コメダホールディングスが1月24日、コメダ珈琲店とは別業態の「コメダ和喫茶(こめだなごみきっさ)おかげ庵」という店を神奈川県横浜市青葉区のあざみ野ガーデンズ内にオープンさせた。同業態で関東初出店のフランチャイズチェーン(FC)店だ。オープン直前の19日には、メディア関係者向けの記者発表会が開催された。

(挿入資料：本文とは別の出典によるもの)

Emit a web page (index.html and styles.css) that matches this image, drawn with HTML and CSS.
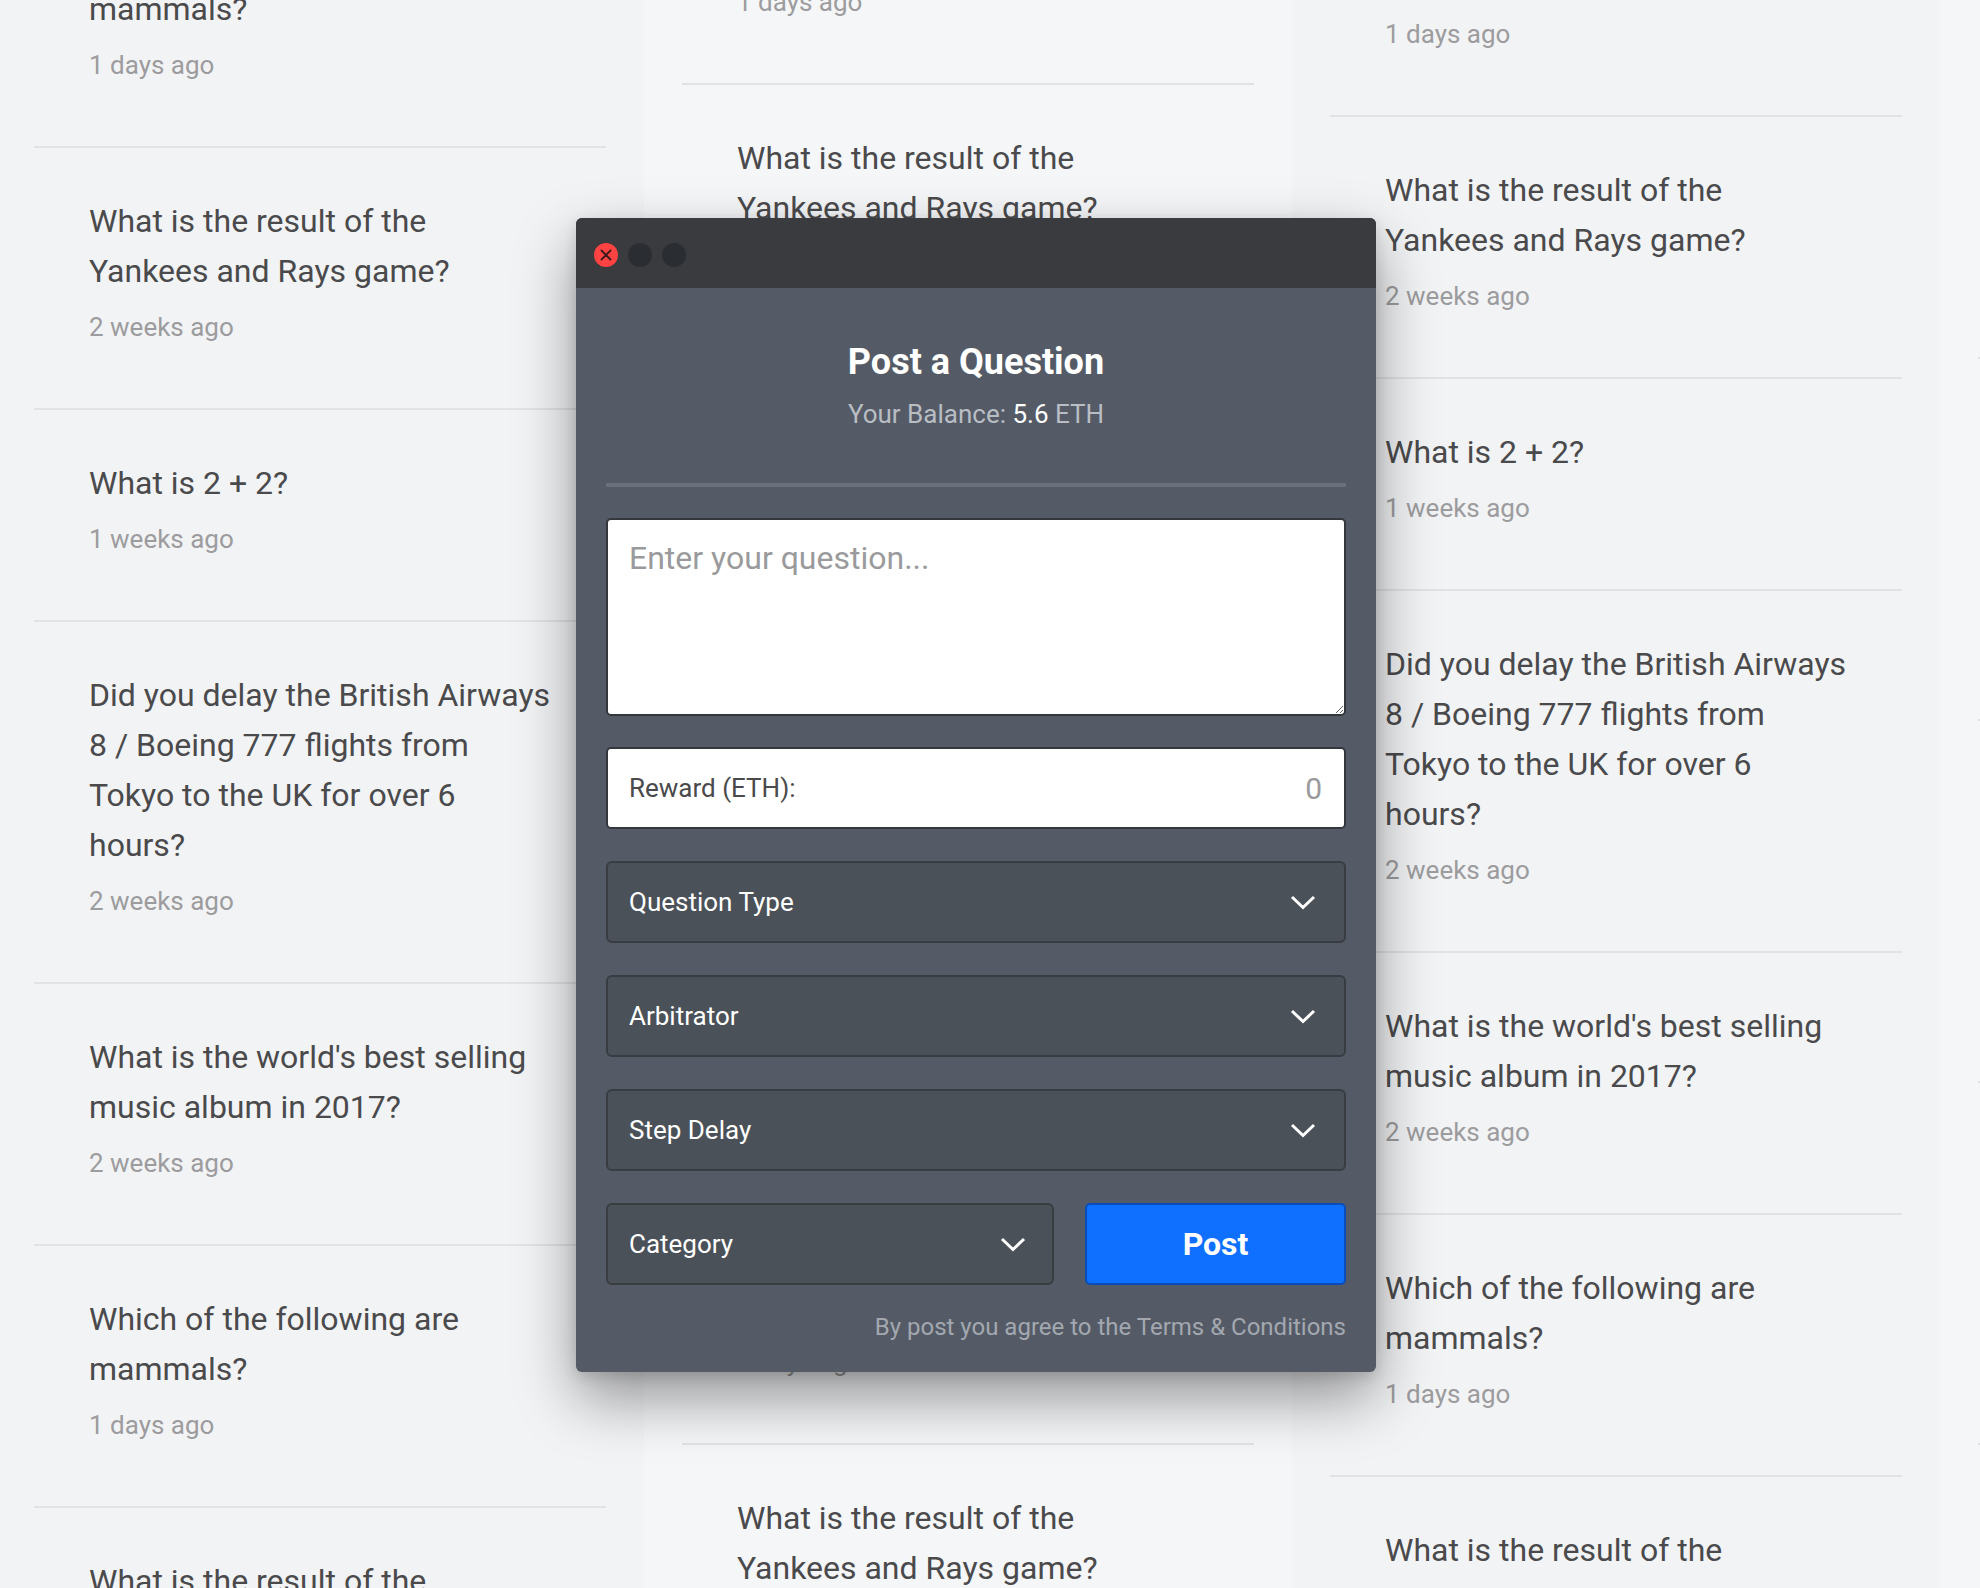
FILE: index.html
```html
<!DOCTYPE html>
<html lang="en">
<head>
<meta charset="utf-8">
<title>Post a Question</title>
<link rel="stylesheet" href="styles.css">
</head>
<body>
<div class="board">
  <div class="col col-1">
    <div class="card"><p class="q">Which of the following are<br>mammals?</p><p class="t">1 days ago</p></div>
    <div class="card"><p class="q">What is the result of the<br>Yankees and Rays game?</p><p class="t">2 weeks ago</p></div>
    <div class="card"><p class="q">What is 2 + 2?</p><p class="t">1 weeks ago</p></div>
    <div class="card"><p class="q">Did you delay the British Airways<br>8 / Boeing 777 flights from<br>Tokyo to the UK for over 6<br>hours?</p><p class="t">2 weeks ago</p></div>
    <div class="card"><p class="q">What is the world's best selling<br>music album in 2017?</p><p class="t">2 weeks ago</p></div>
    <div class="card"><p class="q">Which of the following are<br>mammals?</p><p class="t">1 days ago</p></div>
    <div class="card"><p class="q">What is the result of the<br>Yankees and Rays game?</p><p class="t">2 weeks ago</p></div>
  </div>
  <div class="col col-2">
    <div class="card"><p class="q">Which of the following are<br>mammals?</p><p class="t">1 days ago</p></div>
    <div class="card"><p class="q">What is the result of the<br>Yankees and Rays game?</p><p class="t">2 weeks ago</p></div>
    <div class="card"><p class="q">What is 2 + 2?</p><p class="t">1 weeks ago</p></div>
    <div class="card"><p class="q">Did you delay the British Airways<br>8 / Boeing 777 flights from<br>Tokyo to the UK for over 6<br>hours?</p><p class="t">2 weeks ago</p></div>
    <div class="card"><p class="q">What is the world's best selling<br>music album in 2017?</p><p class="t">2 weeks ago</p></div>
    <div class="card"><p class="q">Which of the following are<br>mammals?</p><p class="t">1 days ago</p></div>
    <div class="card"><p class="q">What is the result of the<br>Yankees and Rays game?</p><p class="t">2 weeks ago</p></div>
  </div>
  <div class="col col-3">
    <div class="card"><p class="q">Which of the following are<br>mammals?</p><p class="t">1 days ago</p></div>
    <div class="card"><p class="q">What is the result of the<br>Yankees and Rays game?</p><p class="t">2 weeks ago</p></div>
    <div class="card"><p class="q">What is 2 + 2?</p><p class="t">1 weeks ago</p></div>
    <div class="card"><p class="q">Did you delay the British Airways<br>8 / Boeing 777 flights from<br>Tokyo to the UK for over 6<br>hours?</p><p class="t">2 weeks ago</p></div>
    <div class="card"><p class="q">What is the world's best selling<br>music album in 2017?</p><p class="t">2 weeks ago</p></div>
    <div class="card"><p class="q">Which of the following are<br>mammals?</p><p class="t">1 days ago</p></div>
    <div class="card"><p class="q">What is the result of the<br>Yankees and Rays game?</p><p class="t">2 weeks ago</p></div>
  </div>
  <div class="col col-4">
    <div class="card"><p class="q">Did you delay the British Airways<br>8 / Boeing 777 flights from<br>Tokyo to the UK for over 6<br>hours?</p><p class="t">2 weeks ago</p></div>
    <div class="card"><p class="q">Did you delay the British Airways<br>8 / Boeing 777 flights from<br>Tokyo to the UK for over 6<br>hours?</p><p class="t">2 weeks ago</p></div>
    <div class="card"><p class="q">Did you delay the British Airways<br>8 / Boeing 777 flights from<br>Tokyo to the UK for over 6<br>hours?</p><p class="t">2 weeks ago</p></div>
    <div class="card"><p class="q">Did you delay the British Airways<br>8 / Boeing 777 flights from<br>Tokyo to the UK for over 6<br>hours?</p><p class="t">2 weeks ago</p></div>
    <div class="card"><p class="q">Did you delay the British Airways<br>8 / Boeing 777 flights from<br>Tokyo to the UK for over 6<br>hours?</p><p class="t">2 weeks ago</p></div>
  </div>
</div>

<div class="modal">
  <div class="titlebar">
    <span class="dot dot-close">
      <svg viewBox="0 0 24 24" width="24" height="24"><path d="M7.5 7.5 L16.5 16.5 M16.5 7.5 L7.5 16.5" stroke="#3b1a1a" stroke-width="1.8" stroke-linecap="round" fill="none"/></svg>
    </span>
    <span class="dot"></span>
    <span class="dot"></span>
  </div>
  <div class="modal-body">
    <h1 class="title">Post a Question</h1>
    <p class="balance">Your Balance: <span class="amount">5.6</span> ETH</p>
    <div class="divider"></div>
    <textarea class="field question" placeholder="Enter your question..."></textarea>
    <div class="field reward"><span class="reward-label">Reward (ETH):</span><span class="reward-value">0</span></div>
    <div class="select"><span>Question Type</span><svg class="chev" viewBox="0 0 26 15" width="26" height="15"><path d="M2 2 L13 12.5 L24 2" stroke="#fff" stroke-width="3" fill="none"/></svg></div>
    <div class="select"><span>Arbitrator</span><svg class="chev" viewBox="0 0 26 15" width="26" height="15"><path d="M2 2 L13 12.5 L24 2" stroke="#fff" stroke-width="3" fill="none"/></svg></div>
    <div class="select"><span>Step Delay</span><svg class="chev" viewBox="0 0 26 15" width="26" height="15"><path d="M2 2 L13 12.5 L24 2" stroke="#fff" stroke-width="3" fill="none"/></svg></div>
    <div class="actions">
      <div class="select category"><span>Category</span><svg class="chev" viewBox="0 0 26 15" width="26" height="15"><path d="M2 2 L13 12.5 L24 2" stroke="#fff" stroke-width="3" fill="none"/></svg></div>
      <button class="post" type="button">Post</button>
    </div>
    <p class="terms">By post you agree to the Terms &amp; Conditions</p>
  </div>
</div>
</body>
</html>
```

FILE: styles.css
```css
* { box-sizing: border-box; }

html, body {
  margin: 0;
  padding: 0;
}

body {
  width: 1980px;
  height: 1588px;
  overflow: hidden;
  position: relative;
  background: #f2f3f5;
  font-family: Roboto, "Liberation Sans", Arial, sans-serif;
}

.board {
  display: flex;
  align-items: flex-start;
  margin-left: -4px;
  height: 1588px;
  overflow: hidden;
}

.col {
  flex: 0 0 648px;
  width: 648px;
  padding: 0 38px;
  min-height: 2000px;
}

.col-1 { margin-top: -114px; background: #f2f3f5; }
.col-2 { margin-top: -177px; background: #f5f6f8; }
.col-3 { margin-top: -145px; background: #f2f3f5; }
.col-4 { margin-top: -3px; background: #f5f6f8; }

.card {
  padding: 48px 36px 63px 55px;
  border-bottom: 2px solid #e1e2e5;
}

.q {
  margin: 0;
  font-size: 32px;
  line-height: 50px;
  color: #4a4a4c;
  white-space: nowrap;
}

.t {
  margin: 13px 0 0;
  font-size: 26px;
  line-height: 36px;
  color: #9c9c9e;
}

/* Modal */
.modal {
  position: absolute;
  left: 576px;
  top: 218px;
  width: 800px;
  border-radius: 6px;
  background: #545b66;
  box-shadow: 0 26px 60px rgba(0, 0, 0, 0.4), 0 4px 14px rgba(0, 0, 0, 0.12);
}

.titlebar {
  height: 70px;
  background: #3a3b3f;
  border-radius: 6px 6px 0 0;
  display: flex;
  align-items: center;
  gap: 10px;
  padding: 3px 0 0 18px;
}

.dot {
  width: 24px;
  height: 24px;
  border-radius: 50%;
  background: #2a2d32;
  display: block;
}

.dot svg { display: block; }

.dot-close { background: #ff4242; }

.modal-body {
  padding: 52px 30px 29px;
  display: flex;
  flex-direction: column;
}

.title {
  margin: 0;
  text-align: center;
  font-size: 36px;
  line-height: 44px;
  font-weight: 700;
  color: #ffffff;
}

.balance {
  margin: 14px 0 0;
  text-align: center;
  font-size: 26px;
  line-height: 32px;
  color: #b9bdc4;
}

.amount { color: #ffffff; }

.divider {
  margin-top: 53px;
  height: 4px;
  background: #6a717c;
  border-radius: 1px;
}

.field {
  display: block;
  width: 100%;
  background: #ffffff;
  border: 2px solid #34373c;
  border-radius: 5px;
  font-family: inherit;
}

.question {
  margin-top: 31px;
  height: 198px;
  padding: 18px 21px;
  font-size: 32px;
  line-height: 40px;
  color: #4a4a4c;
  resize: vertical;
  outline: none;
}

.question::placeholder { color: #9a9a9c; }

.reward {
  margin-top: 31px;
  height: 82px;
  display: flex;
  align-items: center;
  justify-content: space-between;
  padding: 0 22px 0 21px;
}

.reward-label {
  font-size: 26px;
  color: #4a4a4c;
}

.reward-value {
  font-size: 30px;
  color: #9a9a9c;
}

.select {
  margin-top: 32px;
  height: 82px;
  background: #4b5159;
  border: 2px solid #393c41;
  border-radius: 6px;
  display: flex;
  align-items: center;
  justify-content: space-between;
  padding: 0 28px 0 21px;
  font-size: 26px;
  color: #ffffff;
}

.chev { display: block; }

.actions {
  margin-top: 32px;
  display: flex;
  gap: 31px;
}

.actions .select {
  margin-top: 0;
}

.category {
  flex: 0 0 448px;
  padding-right: 26px;
}

.post {
  flex: 1 1 auto;
  height: 82px;
  background: #0f6ffe;
  border: 2px solid #0a4db9;
  border-radius: 5px;
  color: #ffffff;
  font-family: inherit;
  font-size: 32px;
  font-weight: 700;
  cursor: pointer;
}

.terms {
  margin: 26px 0 0;
  text-align: right;
  font-size: 24px;
  line-height: 32px;
  color: #a3a8b0;
}
```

筆者も出席してコメダ関係者に取材するとともに、看板メニューを試食した。その印象を踏まえて、おかげ庵の特徴や今後の見通しを分析してみたい。

「和風コメダ」を掲げ、全席禁煙で訴求
『なぜ、コメダ珈琲店はいつも行列なのか?』(プレジデント社)
現在、国内で730店を超えたコメダ珈琲店に比べて、おかげ庵が1ケタの店舗数にとどまる理由を、コメダ側は「お客様が『和の喫茶店』に対して何を求めているか、時間帯や利用シーンごとに商品や価格、サービス内容などを試しながら、拡大を急がずにじっくりと育ててきたからです」と説明していた。
東急田園都市線・あざみ野駅から続く幹線道路沿いにあるあざみ野ガーデンズは、同駅から徒歩約20分かかるが、敷地内にマクドナルドやスシローなどの外食店やスポーツ施設が入る郊外型商業施設だ。
そんななかでおかげ庵を運営するのは、インターコマース(本社・横浜市、永井哲郎社長)という会社で、神奈川県や千葉県、東京都多摩地区でコメダ珈琲店のFC店を十数店運営する実績を持つ。
筆者は、名古屋市内のおかげ庵を取材したことも、客として店を利用したこともある。その経験から今回、まず目を引いたのは店舗ロゴだった。「おかげ庵」という店名の前に「コメダ和喫茶」を加え、同店を知らない関東の消費者に向けて、コメダの業態店であることを強調したからだ。
座席のソファは座り心地もよく、総座席数は82席と広いが、「全席禁煙」なのも注目点だ。1968年創業のコメダ珈琲店の開業当時、喫茶店利用者の大半は男性だった。当時の成人男性の喫煙率は80%を超えていたが、現在は同30%前後(統計によって異なる)に下がってきている。このようなお客の“たばこ離れ”とともに、禁煙席・喫煙席の比率は逆転したが、セルフカフェ以外の喫茶店は分煙で対応してきた。それをすべて禁煙席としたのは画期的で、女性客や家族客を意識した訴求でもある。